Report on War Crimes Trials in Serbia

izvestaj_o_SZRZ-2019-enThis is the seventh report of the Humanitarian Law Center (HLC) on war crimes trials in Serbia. The HLC has monitored all war crimes trials conducted in the territory of Serbia during 2017 and 2018, a total of 20 trials, conducted by the War Crimes Departments of the Higher Court in Belgrade or the Court of Appeal in Belgrade, including one trial conducted by a court of general jurisdiction. A brief overview of all cases observed, and the HLC’s key findings on each case of interest to the public, are provided in the Report.

A significant portion of the war crimes proceedings presented in the Report have been ongoing for a number of years. Therefore the previous annual HLC Reports on war crimes trials may also be consulted for full appreciation of the course of the proceedings and the corresponding findings.

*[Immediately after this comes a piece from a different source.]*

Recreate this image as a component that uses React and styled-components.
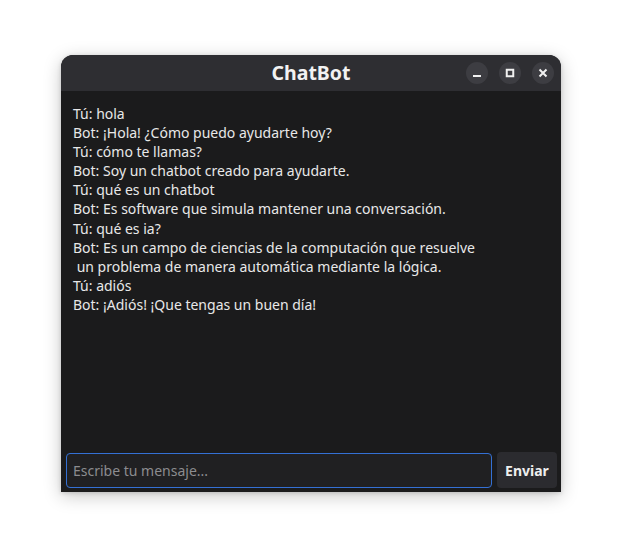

The Report also includes a trial for a criminal offence that the competent prosecutor’s office of general jurisdiction did not classify as a war crime, despite all the circumstances of the case indicating otherwise.

The Report focuses particularly on the work of the War Crimes Office of the War Crimes Prosecutor (OWCP) and of the courts (in the parts of the proceedings which are open to the public), and analyses the indictments and judgments in each individual case. An analysis of the work of other institutions involved in war crimes prosecution (the War Crimes Investigation Service of the Serbian Ministry of the Interior, the Witness Protection Unit, et al.) could not be made within the context of each case because of the lack of publicly available information about their work.

The War Crimes Department of the Higher Court in Belgrade handed down first-instance judgments in three cases over the reporting period. The War Crimes Department of the Court of Appeal in Belgrade handed down four rulings on appeals against judgments passed by the Higher Court in Belgrade. One interim judgment was handed down by a court of general jurisdiction, and was subsequently confirmed by the Court of Appeal. The OWCP issued a total of 14 indictments over the reporting period, three in 2017 (against four individuals), and 11 in 2018 (against 15 individuals), as indicated in the information supplied to the HLC by the OWCP.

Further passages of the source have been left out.